Tim Hollingsworth grew up eating what he calls “very American” food: chili, chicken and dumplings, Sunday pot roast, tacos, barbecue tri-tip and burgers. As an adult, he’s been on quite a food journey, working with culinary legends such as Thomas Keller, Alain Ducasse and Gordon Ramsay – and eventually opening Otium next to The Broad museum in Downtown L.A.
Another part of his journey was marrying his wife, Caroline Hajjar, and becoming a father. They have a daughter who is almost 4, a 2-year-old son and a baby on the way. And it is this family and cultural connection (Hajjar is Middle Eastern) that inspired Hollingsworth to offer up this recipe, Ful Medames, a breakfast dish full of fresh ingredients that make it perfect for summer. “I was introduced to it by [my wife’s] mom,” he says. “It’s something that they make and they’ve grown up having their whole lives.”

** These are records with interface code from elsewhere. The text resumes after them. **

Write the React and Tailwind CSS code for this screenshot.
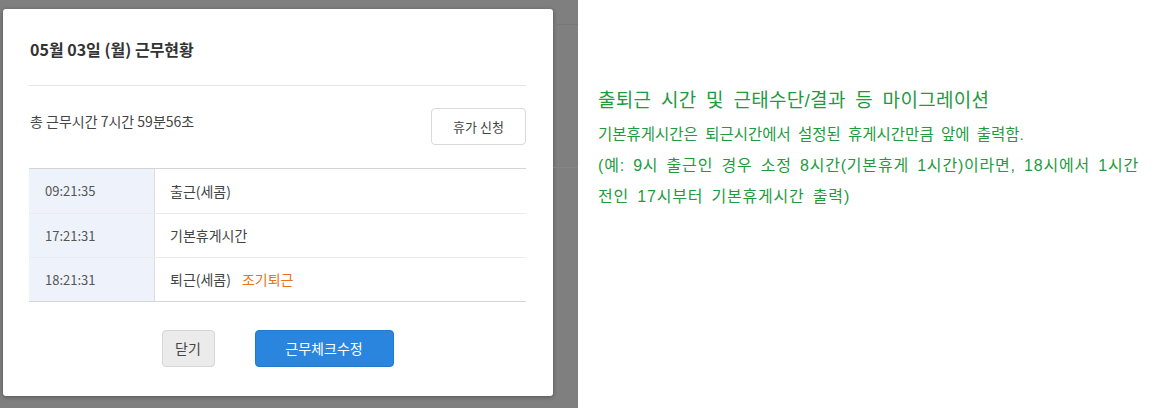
import React from "react";

const rows = [
  { time: "09:21:35", label: "출근(세콤)" },
  { time: "17:21:31", label: "기본휴게시간" },
  { time: "18:21:31", label: "퇴근(세콤)", note: "조기퇴근" },
];

function WorkModal() {
  return (
    <div className="w-[550px] h-[387px] bg-white rounded-[3px] shadow-[0_1px_4px_rgba(0,0,0,0.35)] pl-[26px] pr-[27px] pt-[29px]">
      <h2 className="pl-[1px] text-[16px] leading-[22px] font-bold text-[#333]">05월 03일 (월) 근무현황</h2>
      <div className="mt-[25px] border-t border-[#dfe5ec]" />

      <div className="mt-[22px] flex items-start justify-between">
        <p className="mt-[3px] pl-[1px] text-[14px] leading-[20px] text-[#444]">총 근무시간 7시간 59분56초</p>
        <button className="h-[37px] w-[95px] rounded-[4px] border border-[#d9d9d9] bg-white text-[13px] text-[#444]">
          휴가 신청
        </button>
      </div>

      <div className="mt-[23px] border-t border-b border-[#d4d4d4]">
        {rows.map((r, i) => (
          <div key={r.time} className={`flex h-[44px] ${i > 0 ? "border-t border-[#ececec]" : ""}`}>
            <div className="w-[126px] shrink-0 bg-[#eef3fb] border-r border-[#dcdcdc] flex items-center pl-[16px] text-[13px] text-[#555]">
              {r.time}
            </div>
            <div className="flex items-center pl-[15px] text-[14px] text-[#444]">
              {r.label}
              {r.note && <span className="ml-[11px] text-[#e8731a]">{r.note}</span>}
            </div>
          </div>
        ))}
      </div>

      <div className="mt-[28px] flex justify-center gap-[40px]">
        <button className="h-[37px] w-[53px] rounded-[4px] border border-[#d6d6d6] bg-[#ebebeb] text-[14px] text-[#444]">
          닫기
        </button>
        <button className="h-[37px] w-[139px] rounded-[4px] border border-[#2178cc] bg-[#2a85df] text-[14px] text-white">
          근무체크수정
        </button>
      </div>
    </div>
  );
}

export default function App() {
  return (
    <div
      className="w-[1167px] h-[408px] flex bg-white"
      style={{ fontFamily: '"Noto Sans CJK KR", "Liberation Sans", sans-serif' }}
    >
      {/* dimmed page behind the modal */}
      <div className="w-[578px] h-full bg-[#7f7f7f] flex">
        <div className="pl-[3px] pt-[9px]">
          <WorkModal />
        </div>
        <div className="flex-1 flex flex-col">
          <div className="h-[25px] border-b border-[#777]" />
          <div className="h-[143px] border-b border-[#858585]" />
        </div>
      </div>
      <div
        className="pl-[20px] pt-[87px] text-[#1f9b3f] [word-spacing:3px]"
        style={{ fontFamily: '"Liberation Sans", "Noto Sans CJK KR", sans-serif' }}
      >
        <p className="text-[19px] leading-[28px] [word-spacing:4px] tracking-[0.3px]">출퇴근 시간 및 근태수단/결과 등 마이그레이션</p>
        <p className="mt-[4px] text-[15.5px] leading-[31px]">기본휴게시간은 퇴근시간에서 설정된 휴게시간만큼 앞에 출력함.</p>
        <p className="text-[16px] leading-[31px] tracking-[0.8px]">(예: 9시 출근인 경우 소정 8시간(기본휴게 1시간)이라면, 18시에서 1시간</p>
        <p className="text-[16px] leading-[31px] tracking-[0.8px]">전인 17시부터 기본휴게시간 출력)</p>
      </div>
    </div>
  );
}
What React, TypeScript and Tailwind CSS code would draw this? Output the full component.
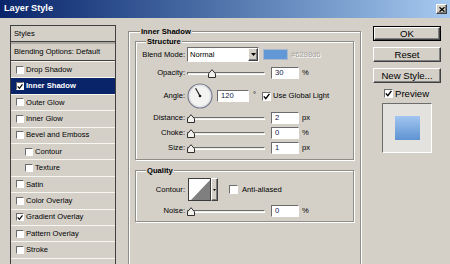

Cuisine diversity is something that Hollingsworth, who lives with his family in Mount Washington, loves about L.A. “There’s so many different ethnic cuisines, and I think that it’s awesome to be able to eat like that throughout the week, throughout the year,” he says.
Hollingsworth’s kids get into the act in the kitchen. His daughter has been cooking with him since she was 2, and his son now joins in to help with pancakes, omelets, cookies and pasta. “They just pull up a chair and help out,” he says, “whether it be whisking, breaking eggs or spilling flour all over the counter.”
The kids also love this dish, which everyone at the table can dress with the ingredients they like best. “They love yogurt and labneh,” says Hollingsworth, and they like to get hands-on. “Traditionally, you don’t use a spoon or utensil. You just use your hands and bread. They love that aspect of it.”
For the grown-ups, the diversity of fresh ingredients makes this dish. “One bite could be a tomato, and the next bite could be the ful and the next bite could be lettuce,” Hollingsworth says. “One of the reasons that I really love this dish is that you have different little bites of everything.” That means hitting your home garden and/or local farmers market for the produce, checking out your nearest Middle Eastern grocery for canned fava beans and labneh (though you can substitute Greek yogurt in a pinch) and investing in quality olive oil.
“The quality of olive oil that you use is very important,” says Hollingsworth. “It’s one of those dishes that doesn’t have a lot of ingredients, so you want to have the highest quality in order to highlight them.” He recommends looking for smaller bottles with dark glass (sunlight destroys olive oil). Besides tasting the oil – as long as the flavor is good, whether you go spicy or fruity is up to you – he also rubs a little in the palms of his hands to get the full aroma before smelling it.
Once you have all the ingredients gathered and chopped, the meal comes together in minutes. “The nice part about it, too, is that it’s really fresh,” Hollingsworth says. That makes it the perfect collection of little bites for summer breakfast.
Ful Medames
16 oz. canned fava beans, rinsed and drained
½ cup olive oil
3 garlic cloves, crushed
1 teaspoon ground cumin
½ cup water
Salt and pepper
¼ cup fresh lemon juice
Romaine lettuce, leafed
Radishes, sliced
Tomatoes, chopped
Cucumber, sliced
Onion, roughly chopped
Hard-boiled eggs,
cut into pieces
Fresh mint leaves
Labneh (strained yogurt)
Olives (Kalamata, Niçoise, Mediterranean or any variety), pitted
Additional olive oil and lemon juice
Pita bread
Simmer the fava beans in water in a medium saucepot until they are heated through, which should take no more than 5 or 10 minutes. Drain the beans, slightly crush them (leaving them a bit chunky) and mix in the raw garlic, cumin, ½ cup olive oil and ¼ cup lemon juice.
Put the romaine, radishes, tomatoes, cucumber, onion, eggs, mint, labneh, olives and additional olive oil and lemon juice out in bowls, salad-bar style. Let everyone garnish the ful medames as they like. Serve with fresh or toasted pita bread for scooping.